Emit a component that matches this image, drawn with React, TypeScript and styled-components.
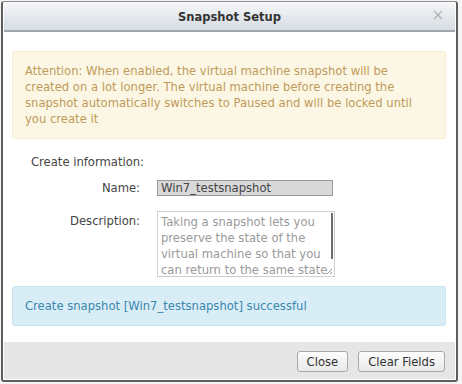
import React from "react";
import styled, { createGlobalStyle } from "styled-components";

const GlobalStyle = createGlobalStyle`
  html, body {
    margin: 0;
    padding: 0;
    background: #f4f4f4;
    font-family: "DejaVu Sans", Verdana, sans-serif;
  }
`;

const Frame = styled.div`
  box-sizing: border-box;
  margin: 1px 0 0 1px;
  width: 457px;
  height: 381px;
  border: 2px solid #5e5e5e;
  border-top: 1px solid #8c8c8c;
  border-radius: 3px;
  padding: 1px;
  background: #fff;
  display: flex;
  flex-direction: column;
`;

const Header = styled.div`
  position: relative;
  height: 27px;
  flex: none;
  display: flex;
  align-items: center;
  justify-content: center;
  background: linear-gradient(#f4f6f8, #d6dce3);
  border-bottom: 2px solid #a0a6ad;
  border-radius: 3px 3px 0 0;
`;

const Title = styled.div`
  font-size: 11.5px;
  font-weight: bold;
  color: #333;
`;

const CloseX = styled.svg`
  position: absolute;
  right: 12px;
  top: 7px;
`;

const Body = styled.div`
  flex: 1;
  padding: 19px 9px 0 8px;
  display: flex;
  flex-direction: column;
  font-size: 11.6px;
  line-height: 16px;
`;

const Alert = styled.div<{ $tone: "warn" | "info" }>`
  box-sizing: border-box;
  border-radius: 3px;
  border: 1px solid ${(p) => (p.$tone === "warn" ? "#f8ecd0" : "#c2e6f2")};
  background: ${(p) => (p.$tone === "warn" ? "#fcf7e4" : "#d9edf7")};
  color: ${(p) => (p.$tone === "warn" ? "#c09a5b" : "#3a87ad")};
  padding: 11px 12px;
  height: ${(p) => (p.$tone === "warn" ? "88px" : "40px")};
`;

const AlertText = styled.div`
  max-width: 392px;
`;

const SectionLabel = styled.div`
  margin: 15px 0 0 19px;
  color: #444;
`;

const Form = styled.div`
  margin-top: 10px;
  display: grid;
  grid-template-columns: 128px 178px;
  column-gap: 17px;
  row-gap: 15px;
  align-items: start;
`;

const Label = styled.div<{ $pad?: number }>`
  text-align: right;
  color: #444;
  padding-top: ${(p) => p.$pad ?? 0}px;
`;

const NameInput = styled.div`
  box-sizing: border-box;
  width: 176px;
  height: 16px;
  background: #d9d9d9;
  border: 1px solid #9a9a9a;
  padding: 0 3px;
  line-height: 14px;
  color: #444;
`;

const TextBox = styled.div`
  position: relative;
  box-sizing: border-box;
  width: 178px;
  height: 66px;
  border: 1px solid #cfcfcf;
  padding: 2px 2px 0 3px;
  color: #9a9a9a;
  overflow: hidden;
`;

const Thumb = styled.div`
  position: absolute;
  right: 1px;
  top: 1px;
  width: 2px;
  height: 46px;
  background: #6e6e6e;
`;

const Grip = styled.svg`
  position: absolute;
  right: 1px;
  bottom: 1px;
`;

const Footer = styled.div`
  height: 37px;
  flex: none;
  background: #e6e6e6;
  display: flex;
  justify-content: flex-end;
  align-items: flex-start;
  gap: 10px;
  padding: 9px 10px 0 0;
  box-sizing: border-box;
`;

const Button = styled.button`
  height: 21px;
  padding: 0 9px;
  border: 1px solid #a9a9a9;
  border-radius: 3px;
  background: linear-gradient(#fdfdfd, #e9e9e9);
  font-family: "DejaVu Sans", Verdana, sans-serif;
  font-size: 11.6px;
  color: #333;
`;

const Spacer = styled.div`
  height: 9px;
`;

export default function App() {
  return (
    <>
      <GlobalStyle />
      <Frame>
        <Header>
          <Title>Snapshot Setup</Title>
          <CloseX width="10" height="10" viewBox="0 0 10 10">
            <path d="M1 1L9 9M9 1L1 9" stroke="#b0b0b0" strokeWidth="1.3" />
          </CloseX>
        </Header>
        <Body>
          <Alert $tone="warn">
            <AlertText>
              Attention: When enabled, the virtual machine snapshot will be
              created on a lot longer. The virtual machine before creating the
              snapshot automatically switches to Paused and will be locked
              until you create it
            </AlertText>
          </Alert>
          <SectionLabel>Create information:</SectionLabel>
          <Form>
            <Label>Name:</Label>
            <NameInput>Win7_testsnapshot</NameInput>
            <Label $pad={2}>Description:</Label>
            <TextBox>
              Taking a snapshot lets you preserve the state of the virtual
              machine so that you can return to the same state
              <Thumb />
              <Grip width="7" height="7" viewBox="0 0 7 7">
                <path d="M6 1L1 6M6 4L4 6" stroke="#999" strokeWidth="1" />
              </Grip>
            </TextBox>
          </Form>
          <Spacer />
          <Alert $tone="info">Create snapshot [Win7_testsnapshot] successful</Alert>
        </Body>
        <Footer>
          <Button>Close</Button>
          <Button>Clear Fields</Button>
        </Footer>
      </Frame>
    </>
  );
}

■ ■ ■

Quote the data exactly, leaving every image out of the copy.

• **Solution for this task**
Emit a component that matches this image, drawn with React, TypeScript and styled-components.
import React from "react";
import styled, { createGlobalStyle } from "styled-components";

const GlobalStyle = createGlobalStyle`
  html, body {
    margin: 0;
    padding: 0;
    background: #f4f4f4;
    font-family: "DejaVu Sans", Verdana, sans-serif;
  }
`;

const Frame = styled.div`
  box-sizing: border-box;
  margin: 1px 0 0 1px;
  width: 457px;
  height: 381px;
  border: 2px solid #5e5e5e;
  border-top: 1px solid #8c8c8c;
  border-radius: 3px;
  padding: 1px;
  background: #fff;
  display: flex;
  flex-direction: column;
`;

const Header = styled.div`
  position: relative;
  height: 27px;
  flex: none;
  display: flex;
  align-items: center;
  justify-content: center;
  background: linear-gradient(#f4f6f8, #d6dce3);
  border-bottom: 2px solid #a0a6ad;
  border-radius: 3px 3px 0 0;
`;

const Title = styled.div`
  font-size: 11.5px;
  font-weight: bold;
  color: #333;
`;

const CloseX = styled.svg`
  position: absolute;
  right: 12px;
  top: 7px;
`;

const Body = styled.div`
  flex: 1;
  padding: 19px 9px 0 8px;
  display: flex;
  flex-direction: column;
  font-size: 11.6px;
  line-height: 16px;
`;

const Alert = styled.div<{ $tone: "warn" | "info" }>`
  box-sizing: border-box;
  border-radius: 3px;
  border: 1px solid ${(p) => (p.$tone === "warn" ? "#f8ecd0" : "#c2e6f2")};
  background: ${(p) => (p.$tone === "warn" ? "#fcf7e4" : "#d9edf7")};
  color: ${(p) => (p.$tone === "warn" ? "#c09a5b" : "#3a87ad")};
  padding: 11px 12px;
  height: ${(p) => (p.$tone === "warn" ? "88px" : "40px")};
`;

const AlertText = styled.div`
  max-width: 392px;
`;

const SectionLabel = styled.div`
  margin: 15px 0 0 19px;
  color: #444;
`;

const Form = styled.div`
  margin-top: 10px;
  display: grid;
  grid-template-columns: 128px 178px;
  column-gap: 17px;
  row-gap: 15px;
  align-items: start;
`;

const Label = styled.div<{ $pad?: number }>`
  text-align: right;
  color: #444;
  padding-top: ${(p) => p.$pad ?? 0}px;
`;

const NameInput = styled.div`
  box-sizing: border-box;
  width: 176px;
  height: 16px;
  background: #d9d9d9;
  border: 1px solid #9a9a9a;
  padding: 0 3px;
  line-height: 14px;
  color: #444;
`;

const TextBox = styled.div`
  position: relative;
  box-sizing: border-box;
  width: 178px;
  height: 66px;
  border: 1px solid #cfcfcf;
  padding: 2px 2px 0 3px;
  color: #9a9a9a;
  overflow: hidden;
`;

const Thumb = styled.div`
  position: absolute;
  right: 1px;
  top: 1px;
  width: 2px;
  height: 46px;
  background: #6e6e6e;
`;

const Grip = styled.svg`
  position: absolute;
  right: 1px;
  bottom: 1px;
`;

const Footer = styled.div`
  height: 37px;
  flex: none;
  background: #e6e6e6;
  display: flex;
  justify-content: flex-end;
  align-items: flex-start;
  gap: 10px;
  padding: 9px 10px 0 0;
  box-sizing: border-box;
`;

const Button = styled.button`
  height: 21px;
  padding: 0 9px;
  border: 1px solid #a9a9a9;
  border-radius: 3px;
  background: linear-gradient(#fdfdfd, #e9e9e9);
  font-family: "DejaVu Sans", Verdana, sans-serif;
  font-size: 11.6px;
  color: #333;
`;

const Spacer = styled.div`
  height: 9px;
`;

export default function App() {
  return (
    <>
      <GlobalStyle />
      <Frame>
        <Header>
          <Title>Snapshot Setup</Title>
          <CloseX width="10" height="10" viewBox="0 0 10 10">
            <path d="M1 1L9 9M9 1L1 9" stroke="#b0b0b0" strokeWidth="1.3" />
          </CloseX>
        </Header>
        <Body>
          <Alert $tone="warn">
            <AlertText>
              Attention: When enabled, the virtual machine snapshot will be
              created on a lot longer. The virtual machine before creating the
              snapshot automatically switches to Paused and will be locked
              until you create it
            </AlertText>
          </Alert>
          <SectionLabel>Create information:</SectionLabel>
          <Form>
            <Label>Name:</Label>
            <NameInput>Win7_testsnapshot</NameInput>
            <Label $pad={2}>Description:</Label>
            <TextBox>
              Taking a snapshot lets you preserve the state of the virtual
              machine so that you can return to the same state
              <Thumb />
              <Grip width="7" height="7" viewBox="0 0 7 7">
                <path d="M6 1L1 6M6 4L4 6" stroke="#999" strokeWidth="1" />
              </Grip>
            </TextBox>
          </Form>
          <Spacer />
          <Alert $tone="info">Create snapshot [Win7_testsnapshot] successful</Alert>
        </Body>
        <Footer>
          <Button>Close</Button>
          <Button>Clear Fields</Button>
        </Footer>
      </Frame>
    </>
  );
}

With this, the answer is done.